• **DATA EXTRACT**:
────────────────────────────────────────
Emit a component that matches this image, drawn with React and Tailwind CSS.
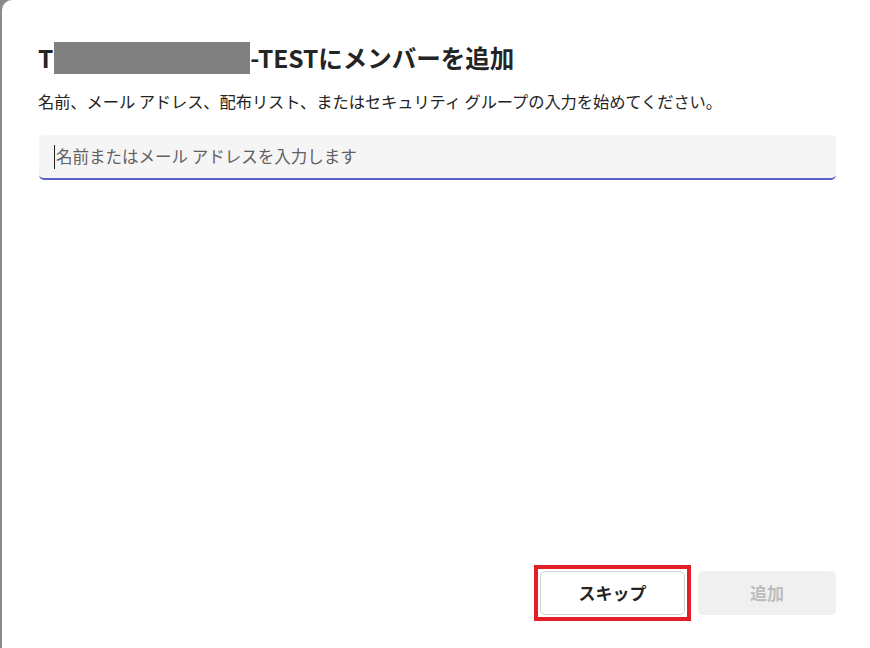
export default function App() {
  const jp = { fontFamily: '"Noto Sans CJK JP", "Noto Sans", sans-serif' };
  return (
    <div className="w-[870px] h-[648px] bg-[#8a8a8a] overflow-hidden pl-[2px]" style={jp}>
      <div className="w-[878px] h-[660px] bg-white rounded-[10px] flex flex-col pl-[36px] pr-[44px]">
        <div className="mt-[40px] h-[36px] flex items-center text-[24.5px] font-bold text-[#242424]">
          <span>T</span>
          <span className="inline-block w-[196px] h-[32px] bg-[#808080] ml-[1px]"></span>
          <span>-TESTにメンバーを追加</span>
        </div>
        <p className="mt-[14px] text-[16.3px] text-[#242424] leading-[22px] tracking-[-0.1px]">
          名前、メール アドレス、配布リスト、またはセキュリティ グループの入力を始めてください。
        </p>
        <div className="mt-[23px] ml-[1px] h-[45px] bg-[#f5f5f5] rounded-[5px] border-b-[2px] border-[#5b5fc7] flex items-center pl-[15px]">
          <span className="w-[1px] h-[24px] bg-[#242424] mr-[1px]"></span>
          <span className="text-[16.5px] text-[#616161]">名前またはメール アドレスを入力します</span>
        </div>
        <div className="flex-1"></div>
        <div className="flex justify-end items-center gap-[7px] mb-[39px]">
          <div className="border-[4px] border-[#e21e26] p-[2px] w-[157px] h-[56px]">
            <button className="w-full h-full bg-white border border-[#d1d1d1] rounded-[5px] text-[17px] font-bold text-[#242424]">
              スキップ
            </button>
          </div>
          <button className="w-[138px] h-[44px] bg-[#f0f0f0] rounded-[5px] text-[17px] font-bold text-[#bdbdbd]">
            追加
          </button>
        </div>
      </div>
    </div>
  );
}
────────────────────────────────────────
• **DESCRIPTION OF THE TASK**:
Would you set down the listing exactly, omitting pictures?

• **OUTPUT OF THE EXERCISE**:
Emit a component that matches this image, drawn with React and Tailwind CSS.
export default function App() {
  const jp = { fontFamily: '"Noto Sans CJK JP", "Noto Sans", sans-serif' };
  return (
    <div className="w-[870px] h-[648px] bg-[#8a8a8a] overflow-hidden pl-[2px]" style={jp}>
      <div className="w-[878px] h-[660px] bg-white rounded-[10px] flex flex-col pl-[36px] pr-[44px]">
        <div className="mt-[40px] h-[36px] flex items-center text-[24.5px] font-bold text-[#242424]">
          <span>T</span>
          <span className="inline-block w-[196px] h-[32px] bg-[#808080] ml-[1px]"></span>
          <span>-TESTにメンバーを追加</span>
        </div>
        <p className="mt-[14px] text-[16.3px] text-[#242424] leading-[22px] tracking-[-0.1px]">
          名前、メール アドレス、配布リスト、またはセキュリティ グループの入力を始めてください。
        </p>
        <div className="mt-[23px] ml-[1px] h-[45px] bg-[#f5f5f5] rounded-[5px] border-b-[2px] border-[#5b5fc7] flex items-center pl-[15px]">
          <span className="w-[1px] h-[24px] bg-[#242424] mr-[1px]"></span>
          <span className="text-[16.5px] text-[#616161]">名前またはメール アドレスを入力します</span>
        </div>
        <div className="flex-1"></div>
        <div className="flex justify-end items-center gap-[7px] mb-[39px]">
          <div className="border-[4px] border-[#e21e26] p-[2px] w-[157px] h-[56px]">
            <button className="w-full h-full bg-white border border-[#d1d1d1] rounded-[5px] text-[17px] font-bold text-[#242424]">
              スキップ
            </button>
          </div>
          <button className="w-[138px] h-[44px] bg-[#f0f0f0] rounded-[5px] text-[17px] font-bold text-[#bdbdbd]">
            追加
          </button>
        </div>
      </div>
    </div>
  );
}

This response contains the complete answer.